:: What is required ::
Set the data down again, exactly as it reads, but without the pictures.

* start Data excerpt *

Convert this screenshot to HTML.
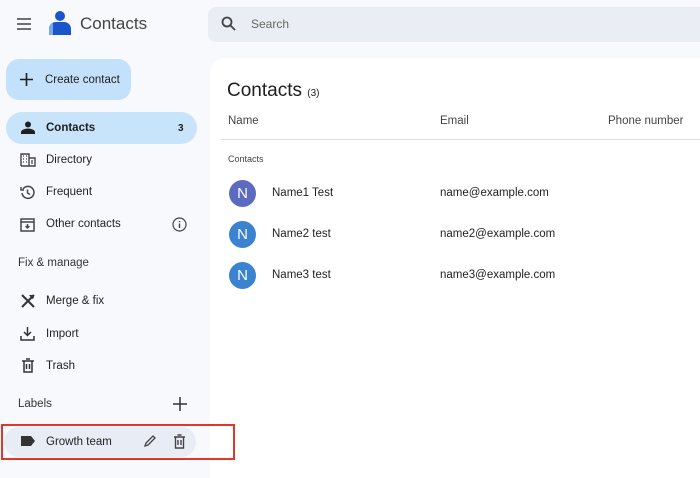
<!DOCTYPE html>
<html><head><style>
*{box-sizing:border-box;margin:0;padding:0}
body{width:700px;height:474px;overflow:hidden;background:#f7f9fc;font-family:"Liberation Sans",sans-serif;color:#1f1f1f;position:relative}
.a{position:absolute}
.t{font-size:11.5px;color:#1f1f1f}
svg{display:block}
</style></head><body>
<svg class="a" style="left:16px;top:17px" width="16" height="14"><path d="M1 2h14M1 7h14M1 12h14" stroke="#444" stroke-width="1.6"/></svg>
<svg class="a" style="left:48px;top:10px" width="24" height="26"><circle cx="12" cy="6" r="5" fill="#1a56c9"/><path d="M1 25v-6a7 7 0 0 1 7-7h8a7 7 0 0 1 7 7v6z" fill="#1a56c9"/><path d="M1 25v-6a7 7 0 0 1 4-6v12z" fill="#7ba6f0"/></svg>
<div class="a" style="left:80px;top:14px;font-size:17px;color:#444">Contacts</div>
<div class="a" style="left:208px;top:7px;width:492px;height:35px;background:#eaeef4;border-radius:8px 0 0 8px"></div>
<svg class="a" style="left:221px;top:16px" width="15" height="15"><circle cx="6" cy="6" r="4.5" stroke="#444" stroke-width="1.8" fill="none"/><path d="M9.5 9.5l4.5 4.5" stroke="#444" stroke-width="1.8"/></svg>
<div class="a" style="left:251px;top:17px;font-size:12px;color:#666">Search</div>
<div class="a" style="left:6px;top:59px;width:125px;height:41px;background:#c3e1fb;border-radius:13px"></div>
<svg class="a" style="left:20px;top:73px" width="13" height="13"><path d="M6.5 0v13M0 6.5h13" stroke="#1f1f1f" stroke-width="1.6"/></svg>
<div class="a t" style="left:45px;top:74px;font-weight:500">Create contact</div>
<div class="a" style="left:6px;top:112px;width:191px;height:32px;background:#c8e4fb;border-radius:16px"></div>
<svg class="a" style="left:21px;top:121px" width="14" height="13"><circle cx="7" cy="3.5" r="3" fill="#1f1f1f"/><path d="M0 13v-2c0-2 4-3.5 7-3.5s7 1.5 7 3.5v2z" fill="#1f1f1f"/></svg>
<div class="a t" style="left:46px;top:122px;font-weight:bold">Contacts</div>
<div class="a" style="left:178px;top:123px;font-size:10px;font-weight:bold">3</div>
<svg class="a" style="left:20px;top:153px" width="16" height="14"><path d="M1 13V1h8v12M9 5h6v8H1" stroke="#444" stroke-width="1.4" fill="none"/><path d="M3 3h1M6 3h1M3 6h1M6 6h1M3 9h1M6 9h1M11 8h2M11 10h2" stroke="#444" stroke-width="1.3"/></svg>
<div class="a t" style="left:46px;top:154px">Directory</div>
<svg class="a" style="left:20px;top:185px" width="15" height="15"><path d="M3 4a6 6 0 1 1-1 4" stroke="#444" stroke-width="1.5" fill="none"/><path d="M1 2v3h3" stroke="#444" stroke-width="1.4" fill="none"/><path d="M7.5 4.5v3.5l2.5 1.5" stroke="#444" stroke-width="1.4" fill="none"/></svg>
<div class="a t" style="left:46px;top:186px">Frequent</div>
<svg class="a" style="left:20px;top:217px" width="15" height="15"><rect x="1" y="2" width="13" height="12" stroke="#444" stroke-width="1.5" fill="none"/><path d="M1 5h13M7.5 7v4M5.5 9l2 2 2-2" stroke="#444" stroke-width="1.4" fill="none"/></svg>
<div class="a t" style="left:46px;top:218px">Other contacts</div>
<svg class="a" style="left:172px;top:217px" width="15" height="15"><circle cx="7.5" cy="7.5" r="6.5" stroke="#444" stroke-width="1.2" fill="none"/><path d="M7.5 6.5v4.5M7.5 4v1.2" stroke="#444" stroke-width="1.4"/></svg>
<div class="a" style="left:18px;top:257px;font-size:11.5px;font-weight:500;color:#333">Fix &amp; manage</div>
<svg class="a" style="left:20px;top:293px" width="16" height="16"><path d="M2 2l12 12M14 2L2 14" stroke="#333" stroke-width="2"/><path d="M9 2l4 0 1 3-2 1z" fill="#333"/></svg>
<div class="a t" style="left:46px;top:295px">Merge &amp; fix</div>
<svg class="a" style="left:20px;top:326px" width="15" height="15"><path d="M7.5 1v8M4 6l3.5 3.5L11 6M1 10v4h13v-4" stroke="#333" stroke-width="1.5" fill="none"/></svg>
<div class="a t" style="left:46px;top:328px">Import</div>
<svg class="a" style="left:21px;top:358px" width="14" height="15"><path d="M1 3h12M5 1h4M3 3v11h8V3M5.5 6v5M8.5 6v5" stroke="#333" stroke-width="1.5" fill="none"/></svg>
<div class="a t" style="left:46px;top:360px">Trash</div>
<div class="a" style="left:18px;top:398px;font-size:11.5px;font-weight:500;color:#333">Labels</div>
<svg class="a" style="left:173px;top:397px" width="14" height="14"><path d="M7 0v14M0 7h14" stroke="#333" stroke-width="1.5"/></svg>
<div class="a" style="left:210px;top:58px;width:500px;height:420px;background:#fff;border-radius:16px 0 0 0"></div>
<div class="a" style="left:4px;top:427px;width:192px;height:30px;background:#e8ecf5;border-radius:15px"></div>
<svg class="a" style="left:21px;top:436px" width="14" height="10"><path d="M0 0h10l4 5-4 5H0z" fill="#333"/></svg>
<div class="a t" style="left:46px;top:436px">Growth team</div>
<svg class="a" style="left:143px;top:434px" width="14" height="14"><path d="M2 12l1-3 7-7 2 2-7 7z" stroke="#444" stroke-width="1.3" fill="none"/></svg>
<svg class="a" style="left:173px;top:434px" width="13" height="15"><path d="M1 3h11M4.5 1h4M2.5 3v11h8V3M5 6v5M8 6v5" stroke="#444" stroke-width="1.4" fill="none"/></svg>
<div class="a" style="left:1px;top:424px;width:234px;height:36px;border:2.5px solid #e0372b"></div>
<div class="a" style="left:227px;top:80px;font-size:19px;color:#1f1f1f">Contacts <span style="font-size:10px">(3)</span></div>
<div class="a t" style="left:228px;top:115px;color:#444">Name</div>
<div class="a t" style="left:440px;top:115px;color:#444">Email</div>
<div class="a t" style="left:608px;top:115px;color:#444">Phone number</div>
<div class="a" style="left:221px;top:139px;width:479px;height:1px;background:#ddd"></div>
<div class="a" style="left:228px;top:154px;font-size:9px;color:#444">Contacts</div>
<div class="a" style="left:229px;top:180px;width:27px;height:27px;border-radius:50%;background:#5c6bc0;color:#fff;font-size:15px;text-align:center;line-height:27px">N</div>
<div class="a t" style="left:272px;top:187px">Name1 Test</div>
<div class="a t" style="left:440px;top:187px">name@example.com</div>
<div class="a" style="left:229px;top:221px;width:27px;height:27px;border-radius:50%;background:#3b82d0;color:#fff;font-size:15px;text-align:center;line-height:27px">N</div>
<div class="a t" style="left:272px;top:228px">Name2 test</div>
<div class="a t" style="left:440px;top:228px">name2@example.com</div>
<div class="a" style="left:229px;top:262px;width:27px;height:27px;border-radius:50%;background:#3b82d0;color:#fff;font-size:15px;text-align:center;line-height:27px">N</div>
<div class="a t" style="left:272px;top:269px">Name3 test</div>
<div class="a t" style="left:440px;top:269px">name3@example.com</div>
</body></html>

* end Data excerpt *

:: Written response ::
Convert this screenshot to HTML.
<!DOCTYPE html>
<html><head><style>
*{box-sizing:border-box;margin:0;padding:0}
body{width:700px;height:474px;overflow:hidden;background:#f7f9fc;font-family:"Liberation Sans",sans-serif;color:#1f1f1f;position:relative}
.a{position:absolute}
.t{font-size:11.5px;color:#1f1f1f}
svg{display:block}
</style></head><body>
<svg class="a" style="left:16px;top:17px" width="16" height="14"><path d="M1 2h14M1 7h14M1 12h14" stroke="#444" stroke-width="1.6"/></svg>
<svg class="a" style="left:48px;top:10px" width="24" height="26"><circle cx="12" cy="6" r="5" fill="#1a56c9"/><path d="M1 25v-6a7 7 0 0 1 7-7h8a7 7 0 0 1 7 7v6z" fill="#1a56c9"/><path d="M1 25v-6a7 7 0 0 1 4-6v12z" fill="#7ba6f0"/></svg>
<div class="a" style="left:80px;top:14px;font-size:17px;color:#444">Contacts</div>
<div class="a" style="left:208px;top:7px;width:492px;height:35px;background:#eaeef4;border-radius:8px 0 0 8px"></div>
<svg class="a" style="left:221px;top:16px" width="15" height="15"><circle cx="6" cy="6" r="4.5" stroke="#444" stroke-width="1.8" fill="none"/><path d="M9.5 9.5l4.5 4.5" stroke="#444" stroke-width="1.8"/></svg>
<div class="a" style="left:251px;top:17px;font-size:12px;color:#666">Search</div>
<div class="a" style="left:6px;top:59px;width:125px;height:41px;background:#c3e1fb;border-radius:13px"></div>
<svg class="a" style="left:20px;top:73px" width="13" height="13"><path d="M6.5 0v13M0 6.5h13" stroke="#1f1f1f" stroke-width="1.6"/></svg>
<div class="a t" style="left:45px;top:74px;font-weight:500">Create contact</div>
<div class="a" style="left:6px;top:112px;width:191px;height:32px;background:#c8e4fb;border-radius:16px"></div>
<svg class="a" style="left:21px;top:121px" width="14" height="13"><circle cx="7" cy="3.5" r="3" fill="#1f1f1f"/><path d="M0 13v-2c0-2 4-3.5 7-3.5s7 1.5 7 3.5v2z" fill="#1f1f1f"/></svg>
<div class="a t" style="left:46px;top:122px;font-weight:bold">Contacts</div>
<div class="a" style="left:178px;top:123px;font-size:10px;font-weight:bold">3</div>
<svg class="a" style="left:20px;top:153px" width="16" height="14"><path d="M1 13V1h8v12M9 5h6v8H1" stroke="#444" stroke-width="1.4" fill="none"/><path d="M3 3h1M6 3h1M3 6h1M6 6h1M3 9h1M6 9h1M11 8h2M11 10h2" stroke="#444" stroke-width="1.3"/></svg>
<div class="a t" style="left:46px;top:154px">Directory</div>
<svg class="a" style="left:20px;top:185px" width="15" height="15"><path d="M3 4a6 6 0 1 1-1 4" stroke="#444" stroke-width="1.5" fill="none"/><path d="M1 2v3h3" stroke="#444" stroke-width="1.4" fill="none"/><path d="M7.5 4.5v3.5l2.5 1.5" stroke="#444" stroke-width="1.4" fill="none"/></svg>
<div class="a t" style="left:46px;top:186px">Frequent</div>
<svg class="a" style="left:20px;top:217px" width="15" height="15"><rect x="1" y="2" width="13" height="12" stroke="#444" stroke-width="1.5" fill="none"/><path d="M1 5h13M7.5 7v4M5.5 9l2 2 2-2" stroke="#444" stroke-width="1.4" fill="none"/></svg>
<div class="a t" style="left:46px;top:218px">Other contacts</div>
<svg class="a" style="left:172px;top:217px" width="15" height="15"><circle cx="7.5" cy="7.5" r="6.5" stroke="#444" stroke-width="1.2" fill="none"/><path d="M7.5 6.5v4.5M7.5 4v1.2" stroke="#444" stroke-width="1.4"/></svg>
<div class="a" style="left:18px;top:257px;font-size:11.5px;font-weight:500;color:#333">Fix &amp; manage</div>
<svg class="a" style="left:20px;top:293px" width="16" height="16"><path d="M2 2l12 12M14 2L2 14" stroke="#333" stroke-width="2"/><path d="M9 2l4 0 1 3-2 1z" fill="#333"/></svg>
<div class="a t" style="left:46px;top:295px">Merge &amp; fix</div>
<svg class="a" style="left:20px;top:326px" width="15" height="15"><path d="M7.5 1v8M4 6l3.5 3.5L11 6M1 10v4h13v-4" stroke="#333" stroke-width="1.5" fill="none"/></svg>
<div class="a t" style="left:46px;top:328px">Import</div>
<svg class="a" style="left:21px;top:358px" width="14" height="15"><path d="M1 3h12M5 1h4M3 3v11h8V3M5.5 6v5M8.5 6v5" stroke="#333" stroke-width="1.5" fill="none"/></svg>
<div class="a t" style="left:46px;top:360px">Trash</div>
<div class="a" style="left:18px;top:398px;font-size:11.5px;font-weight:500;color:#333">Labels</div>
<svg class="a" style="left:173px;top:397px" width="14" height="14"><path d="M7 0v14M0 7h14" stroke="#333" stroke-width="1.5"/></svg>
<div class="a" style="left:210px;top:58px;width:500px;height:420px;background:#fff;border-radius:16px 0 0 0"></div>
<div class="a" style="left:4px;top:427px;width:192px;height:30px;background:#e8ecf5;border-radius:15px"></div>
<svg class="a" style="left:21px;top:436px" width="14" height="10"><path d="M0 0h10l4 5-4 5H0z" fill="#333"/></svg>
<div class="a t" style="left:46px;top:436px">Growth team</div>
<svg class="a" style="left:143px;top:434px" width="14" height="14"><path d="M2 12l1-3 7-7 2 2-7 7z" stroke="#444" stroke-width="1.3" fill="none"/></svg>
<svg class="a" style="left:173px;top:434px" width="13" height="15"><path d="M1 3h11M4.5 1h4M2.5 3v11h8V3M5 6v5M8 6v5" stroke="#444" stroke-width="1.4" fill="none"/></svg>
<div class="a" style="left:1px;top:424px;width:234px;height:36px;border:2.5px solid #e0372b"></div>
<div class="a" style="left:227px;top:80px;font-size:19px;color:#1f1f1f">Contacts <span style="font-size:10px">(3)</span></div>
<div class="a t" style="left:228px;top:115px;color:#444">Name</div>
<div class="a t" style="left:440px;top:115px;color:#444">Email</div>
<div class="a t" style="left:608px;top:115px;color:#444">Phone number</div>
<div class="a" style="left:221px;top:139px;width:479px;height:1px;background:#ddd"></div>
<div class="a" style="left:228px;top:154px;font-size:9px;color:#444">Contacts</div>
<div class="a" style="left:229px;top:180px;width:27px;height:27px;border-radius:50%;background:#5c6bc0;color:#fff;font-size:15px;text-align:center;line-height:27px">N</div>
<div class="a t" style="left:272px;top:187px">Name1 Test</div>
<div class="a t" style="left:440px;top:187px">name@example.com</div>
<div class="a" style="left:229px;top:221px;width:27px;height:27px;border-radius:50%;background:#3b82d0;color:#fff;font-size:15px;text-align:center;line-height:27px">N</div>
<div class="a t" style="left:272px;top:228px">Name2 test</div>
<div class="a t" style="left:440px;top:228px">name2@example.com</div>
<div class="a" style="left:229px;top:262px;width:27px;height:27px;border-radius:50%;background:#3b82d0;color:#fff;font-size:15px;text-align:center;line-height:27px">N</div>
<div class="a t" style="left:272px;top:269px">Name3 test</div>
<div class="a t" style="left:440px;top:269px">name3@example.com</div>
</body></html>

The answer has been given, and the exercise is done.